(Records with interface code)

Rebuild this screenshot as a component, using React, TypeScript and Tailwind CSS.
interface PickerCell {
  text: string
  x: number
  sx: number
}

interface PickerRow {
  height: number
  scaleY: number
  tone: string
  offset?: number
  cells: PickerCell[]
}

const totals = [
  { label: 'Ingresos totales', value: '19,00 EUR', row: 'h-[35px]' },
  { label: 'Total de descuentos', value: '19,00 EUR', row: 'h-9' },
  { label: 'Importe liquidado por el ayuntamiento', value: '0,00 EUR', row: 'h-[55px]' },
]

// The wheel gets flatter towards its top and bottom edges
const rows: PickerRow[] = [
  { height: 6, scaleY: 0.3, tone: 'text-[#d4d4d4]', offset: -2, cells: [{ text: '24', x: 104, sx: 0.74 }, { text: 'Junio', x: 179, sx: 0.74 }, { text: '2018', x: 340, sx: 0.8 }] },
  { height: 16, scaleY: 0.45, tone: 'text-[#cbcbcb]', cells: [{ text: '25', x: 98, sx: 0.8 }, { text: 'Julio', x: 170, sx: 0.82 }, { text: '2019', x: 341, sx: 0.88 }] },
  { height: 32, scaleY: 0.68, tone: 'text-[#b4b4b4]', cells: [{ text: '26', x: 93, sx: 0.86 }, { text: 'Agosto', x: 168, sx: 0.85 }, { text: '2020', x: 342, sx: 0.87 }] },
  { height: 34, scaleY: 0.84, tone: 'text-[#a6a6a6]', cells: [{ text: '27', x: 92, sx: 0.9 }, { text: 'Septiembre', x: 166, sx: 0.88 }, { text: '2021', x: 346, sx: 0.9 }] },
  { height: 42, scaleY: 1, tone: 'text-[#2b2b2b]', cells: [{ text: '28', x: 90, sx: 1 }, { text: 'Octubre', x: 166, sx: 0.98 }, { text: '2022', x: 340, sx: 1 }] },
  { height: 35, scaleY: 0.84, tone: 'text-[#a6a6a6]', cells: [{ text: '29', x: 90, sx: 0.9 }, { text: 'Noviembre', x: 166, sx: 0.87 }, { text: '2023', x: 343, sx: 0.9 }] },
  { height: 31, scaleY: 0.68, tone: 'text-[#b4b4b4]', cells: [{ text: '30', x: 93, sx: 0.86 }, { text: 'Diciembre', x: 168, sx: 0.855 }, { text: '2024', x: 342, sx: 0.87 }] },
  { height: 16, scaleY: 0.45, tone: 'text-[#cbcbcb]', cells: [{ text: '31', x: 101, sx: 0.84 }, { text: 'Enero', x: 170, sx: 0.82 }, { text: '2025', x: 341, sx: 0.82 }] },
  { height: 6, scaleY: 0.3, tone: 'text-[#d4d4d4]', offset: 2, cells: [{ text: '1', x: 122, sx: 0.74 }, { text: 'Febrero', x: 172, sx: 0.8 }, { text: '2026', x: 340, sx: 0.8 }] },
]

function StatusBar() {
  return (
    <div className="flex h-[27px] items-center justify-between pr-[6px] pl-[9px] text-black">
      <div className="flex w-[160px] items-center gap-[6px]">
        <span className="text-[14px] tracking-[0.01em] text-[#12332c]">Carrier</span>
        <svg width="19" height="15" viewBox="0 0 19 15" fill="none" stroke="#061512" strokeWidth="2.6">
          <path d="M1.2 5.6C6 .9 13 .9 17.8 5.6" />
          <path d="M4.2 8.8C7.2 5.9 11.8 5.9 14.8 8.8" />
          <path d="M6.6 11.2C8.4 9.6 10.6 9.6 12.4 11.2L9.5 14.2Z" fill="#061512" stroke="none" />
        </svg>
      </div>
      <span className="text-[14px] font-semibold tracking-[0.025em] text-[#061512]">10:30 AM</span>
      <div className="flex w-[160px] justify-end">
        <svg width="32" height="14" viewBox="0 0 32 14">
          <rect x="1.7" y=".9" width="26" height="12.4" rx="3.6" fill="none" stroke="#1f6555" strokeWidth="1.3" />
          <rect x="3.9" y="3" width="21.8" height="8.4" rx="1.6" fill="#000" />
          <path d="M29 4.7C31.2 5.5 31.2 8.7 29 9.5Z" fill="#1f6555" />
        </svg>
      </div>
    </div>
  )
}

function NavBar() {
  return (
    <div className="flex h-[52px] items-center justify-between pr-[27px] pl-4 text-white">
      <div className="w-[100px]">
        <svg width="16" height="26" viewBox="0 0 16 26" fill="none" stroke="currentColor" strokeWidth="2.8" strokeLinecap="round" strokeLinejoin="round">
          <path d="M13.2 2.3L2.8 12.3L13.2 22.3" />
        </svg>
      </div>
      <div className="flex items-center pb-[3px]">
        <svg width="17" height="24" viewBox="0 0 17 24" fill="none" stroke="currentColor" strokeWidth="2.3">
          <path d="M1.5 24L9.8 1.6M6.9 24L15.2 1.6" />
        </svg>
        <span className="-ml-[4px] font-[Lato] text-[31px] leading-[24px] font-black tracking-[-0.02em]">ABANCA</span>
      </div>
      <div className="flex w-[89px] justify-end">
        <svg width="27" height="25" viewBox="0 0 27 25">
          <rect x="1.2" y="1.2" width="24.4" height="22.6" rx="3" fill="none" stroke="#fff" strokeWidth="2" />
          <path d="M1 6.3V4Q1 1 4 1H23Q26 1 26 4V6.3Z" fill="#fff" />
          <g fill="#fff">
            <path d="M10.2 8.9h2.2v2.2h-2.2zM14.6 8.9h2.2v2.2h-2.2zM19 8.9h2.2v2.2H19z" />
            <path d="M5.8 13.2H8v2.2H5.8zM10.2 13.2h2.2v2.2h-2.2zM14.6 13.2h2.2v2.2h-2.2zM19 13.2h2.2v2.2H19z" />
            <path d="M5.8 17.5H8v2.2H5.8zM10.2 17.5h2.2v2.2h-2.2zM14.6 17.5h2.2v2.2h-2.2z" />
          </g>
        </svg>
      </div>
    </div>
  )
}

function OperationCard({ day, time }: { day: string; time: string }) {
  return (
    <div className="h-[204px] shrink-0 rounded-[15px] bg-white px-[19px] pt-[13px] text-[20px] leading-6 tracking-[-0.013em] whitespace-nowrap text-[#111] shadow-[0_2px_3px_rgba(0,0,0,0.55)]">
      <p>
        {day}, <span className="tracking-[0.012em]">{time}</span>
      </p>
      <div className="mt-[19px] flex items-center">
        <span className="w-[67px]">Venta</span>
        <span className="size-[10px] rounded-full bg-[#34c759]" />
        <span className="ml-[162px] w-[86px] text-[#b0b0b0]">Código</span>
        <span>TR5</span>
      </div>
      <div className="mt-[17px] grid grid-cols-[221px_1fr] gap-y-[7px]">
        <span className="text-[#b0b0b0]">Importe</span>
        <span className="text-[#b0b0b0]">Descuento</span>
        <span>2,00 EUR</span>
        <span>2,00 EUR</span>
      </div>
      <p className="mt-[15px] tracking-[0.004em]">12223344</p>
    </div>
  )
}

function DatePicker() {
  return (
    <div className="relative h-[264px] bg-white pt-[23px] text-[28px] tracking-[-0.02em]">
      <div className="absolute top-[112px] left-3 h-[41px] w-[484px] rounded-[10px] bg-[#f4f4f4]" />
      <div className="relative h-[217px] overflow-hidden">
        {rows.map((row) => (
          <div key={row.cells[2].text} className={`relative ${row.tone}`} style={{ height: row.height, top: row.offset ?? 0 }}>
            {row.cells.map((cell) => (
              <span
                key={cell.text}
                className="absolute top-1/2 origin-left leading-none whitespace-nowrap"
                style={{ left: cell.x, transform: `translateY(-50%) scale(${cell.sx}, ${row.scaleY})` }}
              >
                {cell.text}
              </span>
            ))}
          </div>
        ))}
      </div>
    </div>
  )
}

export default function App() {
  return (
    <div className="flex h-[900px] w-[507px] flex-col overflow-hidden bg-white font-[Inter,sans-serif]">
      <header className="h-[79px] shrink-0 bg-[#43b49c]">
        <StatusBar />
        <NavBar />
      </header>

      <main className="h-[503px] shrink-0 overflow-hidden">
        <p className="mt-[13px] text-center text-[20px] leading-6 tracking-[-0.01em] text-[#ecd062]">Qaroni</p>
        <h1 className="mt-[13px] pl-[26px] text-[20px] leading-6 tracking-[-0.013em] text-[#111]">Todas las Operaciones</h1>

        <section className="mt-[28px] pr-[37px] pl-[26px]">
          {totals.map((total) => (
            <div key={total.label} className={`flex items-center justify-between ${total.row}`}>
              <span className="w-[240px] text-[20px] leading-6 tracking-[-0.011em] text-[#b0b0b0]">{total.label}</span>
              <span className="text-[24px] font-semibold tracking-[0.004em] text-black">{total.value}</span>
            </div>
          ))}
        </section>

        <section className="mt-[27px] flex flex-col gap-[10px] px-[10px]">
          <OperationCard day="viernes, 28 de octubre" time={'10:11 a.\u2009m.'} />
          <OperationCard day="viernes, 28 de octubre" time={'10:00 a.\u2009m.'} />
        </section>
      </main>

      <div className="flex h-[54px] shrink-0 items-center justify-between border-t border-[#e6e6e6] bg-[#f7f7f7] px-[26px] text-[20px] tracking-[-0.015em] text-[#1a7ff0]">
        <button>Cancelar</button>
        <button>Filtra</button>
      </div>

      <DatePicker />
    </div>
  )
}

...

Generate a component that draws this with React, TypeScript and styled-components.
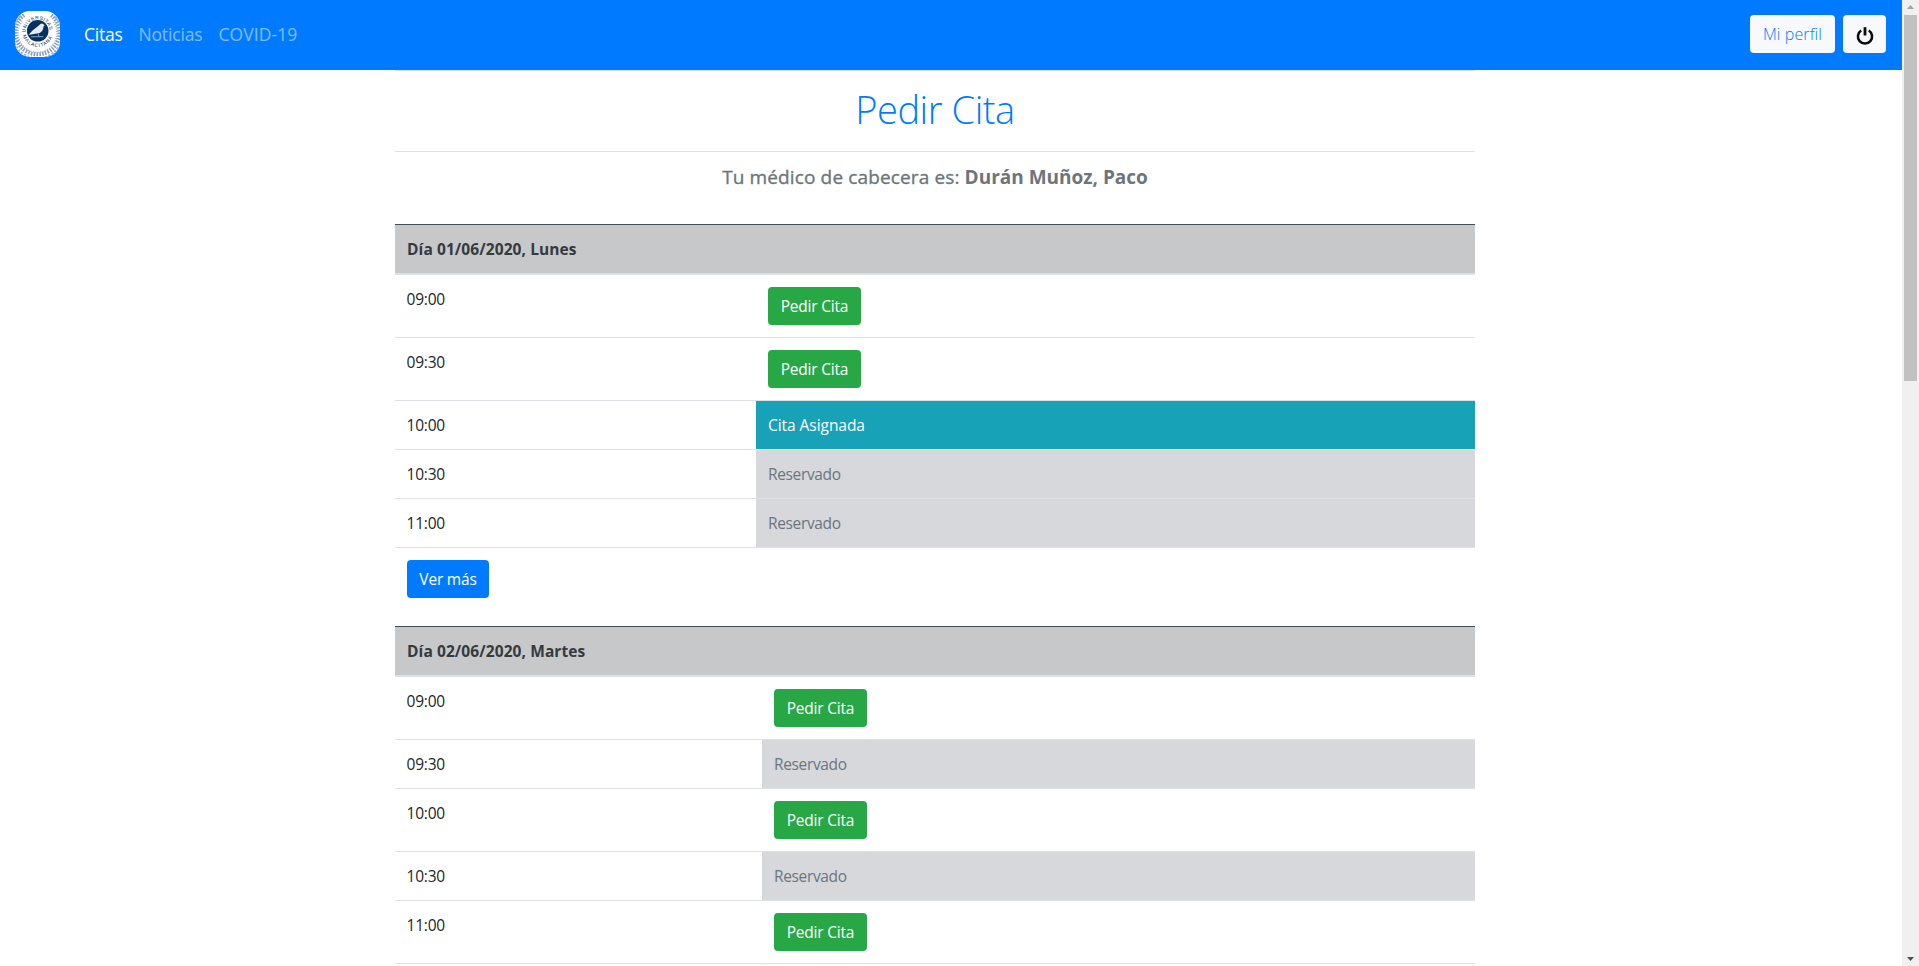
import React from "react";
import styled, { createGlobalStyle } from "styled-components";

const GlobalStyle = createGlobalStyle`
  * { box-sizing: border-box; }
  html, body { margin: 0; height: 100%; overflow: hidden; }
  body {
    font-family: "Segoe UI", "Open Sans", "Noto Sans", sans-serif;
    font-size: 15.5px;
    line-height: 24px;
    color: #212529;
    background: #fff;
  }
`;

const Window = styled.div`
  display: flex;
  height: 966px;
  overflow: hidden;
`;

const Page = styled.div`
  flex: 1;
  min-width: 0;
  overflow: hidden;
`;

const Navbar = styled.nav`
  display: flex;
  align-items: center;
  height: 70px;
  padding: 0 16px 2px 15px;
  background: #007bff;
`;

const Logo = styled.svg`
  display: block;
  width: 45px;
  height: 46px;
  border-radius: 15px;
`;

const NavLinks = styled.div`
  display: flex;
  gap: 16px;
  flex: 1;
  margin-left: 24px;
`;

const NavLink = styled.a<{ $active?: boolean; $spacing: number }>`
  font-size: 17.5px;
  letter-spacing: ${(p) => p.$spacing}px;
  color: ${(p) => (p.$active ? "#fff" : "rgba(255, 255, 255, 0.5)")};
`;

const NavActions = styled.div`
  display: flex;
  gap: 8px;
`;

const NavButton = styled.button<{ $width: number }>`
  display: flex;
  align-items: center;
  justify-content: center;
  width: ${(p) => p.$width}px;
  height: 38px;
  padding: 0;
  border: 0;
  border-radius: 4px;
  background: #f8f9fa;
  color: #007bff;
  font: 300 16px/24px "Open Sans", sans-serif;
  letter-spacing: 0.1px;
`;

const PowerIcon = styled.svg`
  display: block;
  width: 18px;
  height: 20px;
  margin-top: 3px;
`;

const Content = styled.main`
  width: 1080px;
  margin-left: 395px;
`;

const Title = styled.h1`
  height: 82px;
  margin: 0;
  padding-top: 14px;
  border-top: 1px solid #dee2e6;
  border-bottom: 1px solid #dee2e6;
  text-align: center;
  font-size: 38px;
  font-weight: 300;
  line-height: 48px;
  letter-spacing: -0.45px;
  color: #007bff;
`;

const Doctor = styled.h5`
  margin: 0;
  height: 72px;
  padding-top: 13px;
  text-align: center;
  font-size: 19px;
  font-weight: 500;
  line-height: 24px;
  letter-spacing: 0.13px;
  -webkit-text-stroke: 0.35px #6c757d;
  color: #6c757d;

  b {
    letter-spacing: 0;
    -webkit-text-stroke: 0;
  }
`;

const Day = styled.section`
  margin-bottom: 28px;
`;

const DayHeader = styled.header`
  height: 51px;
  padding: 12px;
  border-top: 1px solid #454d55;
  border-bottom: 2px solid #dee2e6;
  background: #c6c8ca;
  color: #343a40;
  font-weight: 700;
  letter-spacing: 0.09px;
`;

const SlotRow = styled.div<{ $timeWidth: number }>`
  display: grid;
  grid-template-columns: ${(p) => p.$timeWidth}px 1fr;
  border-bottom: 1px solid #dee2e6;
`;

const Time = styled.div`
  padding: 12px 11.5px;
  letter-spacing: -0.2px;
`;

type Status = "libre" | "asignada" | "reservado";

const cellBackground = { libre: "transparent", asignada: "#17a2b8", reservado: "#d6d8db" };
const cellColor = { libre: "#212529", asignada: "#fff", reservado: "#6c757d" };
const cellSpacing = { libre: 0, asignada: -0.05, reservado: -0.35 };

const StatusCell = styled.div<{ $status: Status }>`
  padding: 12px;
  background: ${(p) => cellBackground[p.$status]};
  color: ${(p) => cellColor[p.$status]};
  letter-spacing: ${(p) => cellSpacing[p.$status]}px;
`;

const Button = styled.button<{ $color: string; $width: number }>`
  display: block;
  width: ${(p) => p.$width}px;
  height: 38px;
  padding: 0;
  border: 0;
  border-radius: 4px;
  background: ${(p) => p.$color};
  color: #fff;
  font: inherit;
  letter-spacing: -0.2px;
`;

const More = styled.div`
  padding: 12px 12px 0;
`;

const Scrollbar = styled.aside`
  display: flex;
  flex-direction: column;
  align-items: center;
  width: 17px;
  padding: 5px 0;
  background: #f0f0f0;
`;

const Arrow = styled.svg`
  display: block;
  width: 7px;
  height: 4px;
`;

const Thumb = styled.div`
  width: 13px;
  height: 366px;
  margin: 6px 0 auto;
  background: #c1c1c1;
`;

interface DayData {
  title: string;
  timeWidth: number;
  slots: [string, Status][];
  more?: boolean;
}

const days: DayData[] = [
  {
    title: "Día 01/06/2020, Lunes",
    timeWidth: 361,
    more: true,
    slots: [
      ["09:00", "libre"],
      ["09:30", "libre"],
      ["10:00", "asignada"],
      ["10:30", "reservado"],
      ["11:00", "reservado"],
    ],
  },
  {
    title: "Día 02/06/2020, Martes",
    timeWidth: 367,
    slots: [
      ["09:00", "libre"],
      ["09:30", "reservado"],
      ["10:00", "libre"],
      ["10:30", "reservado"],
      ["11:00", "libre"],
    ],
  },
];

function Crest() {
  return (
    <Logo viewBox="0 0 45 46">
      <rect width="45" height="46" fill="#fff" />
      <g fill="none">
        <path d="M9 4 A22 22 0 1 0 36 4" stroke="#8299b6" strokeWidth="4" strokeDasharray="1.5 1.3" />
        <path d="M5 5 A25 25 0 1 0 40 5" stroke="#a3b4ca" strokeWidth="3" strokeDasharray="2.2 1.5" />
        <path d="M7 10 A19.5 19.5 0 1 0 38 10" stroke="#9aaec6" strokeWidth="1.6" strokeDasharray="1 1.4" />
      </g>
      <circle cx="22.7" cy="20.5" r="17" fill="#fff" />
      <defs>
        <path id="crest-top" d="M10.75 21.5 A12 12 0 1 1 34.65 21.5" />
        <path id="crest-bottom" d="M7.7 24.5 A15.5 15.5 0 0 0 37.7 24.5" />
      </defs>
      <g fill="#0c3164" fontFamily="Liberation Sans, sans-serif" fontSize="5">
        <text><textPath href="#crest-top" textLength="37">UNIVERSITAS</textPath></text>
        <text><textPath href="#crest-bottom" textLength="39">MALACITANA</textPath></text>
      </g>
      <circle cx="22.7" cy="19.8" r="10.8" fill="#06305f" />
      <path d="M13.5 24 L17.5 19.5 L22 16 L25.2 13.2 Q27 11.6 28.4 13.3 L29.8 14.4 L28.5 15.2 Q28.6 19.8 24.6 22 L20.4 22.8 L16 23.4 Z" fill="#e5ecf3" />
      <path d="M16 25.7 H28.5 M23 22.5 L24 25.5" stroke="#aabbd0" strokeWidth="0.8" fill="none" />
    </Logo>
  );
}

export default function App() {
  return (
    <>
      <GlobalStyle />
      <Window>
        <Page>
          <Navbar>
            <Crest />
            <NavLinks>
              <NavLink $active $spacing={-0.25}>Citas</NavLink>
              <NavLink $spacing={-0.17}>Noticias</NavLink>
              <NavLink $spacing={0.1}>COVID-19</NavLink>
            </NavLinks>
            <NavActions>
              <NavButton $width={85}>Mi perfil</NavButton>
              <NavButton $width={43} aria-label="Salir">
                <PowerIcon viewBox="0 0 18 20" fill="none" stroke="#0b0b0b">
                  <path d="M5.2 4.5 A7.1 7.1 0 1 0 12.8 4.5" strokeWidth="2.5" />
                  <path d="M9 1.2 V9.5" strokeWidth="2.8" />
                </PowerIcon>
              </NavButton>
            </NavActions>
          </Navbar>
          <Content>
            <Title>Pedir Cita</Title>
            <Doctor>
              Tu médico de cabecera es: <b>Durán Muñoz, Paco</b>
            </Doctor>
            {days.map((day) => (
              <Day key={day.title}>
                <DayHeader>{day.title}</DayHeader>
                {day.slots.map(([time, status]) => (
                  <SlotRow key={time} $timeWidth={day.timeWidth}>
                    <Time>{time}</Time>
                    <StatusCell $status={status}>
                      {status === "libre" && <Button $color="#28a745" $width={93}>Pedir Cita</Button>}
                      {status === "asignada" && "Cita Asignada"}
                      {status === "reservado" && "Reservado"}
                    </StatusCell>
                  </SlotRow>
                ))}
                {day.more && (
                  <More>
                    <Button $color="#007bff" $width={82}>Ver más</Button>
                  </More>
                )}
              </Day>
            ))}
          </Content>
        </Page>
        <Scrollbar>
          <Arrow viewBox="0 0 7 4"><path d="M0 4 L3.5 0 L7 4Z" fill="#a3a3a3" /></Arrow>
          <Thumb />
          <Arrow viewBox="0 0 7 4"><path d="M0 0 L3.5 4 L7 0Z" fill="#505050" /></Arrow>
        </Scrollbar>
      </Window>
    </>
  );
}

(DIRECTIVE): Identify each line containing the string "this" and copy it out.

(RESPONSE):
Rebuild this screenshot as a component, using React, TypeScript and Tailwind CSS.
Generate a component that draws this with React, TypeScript and styled-components.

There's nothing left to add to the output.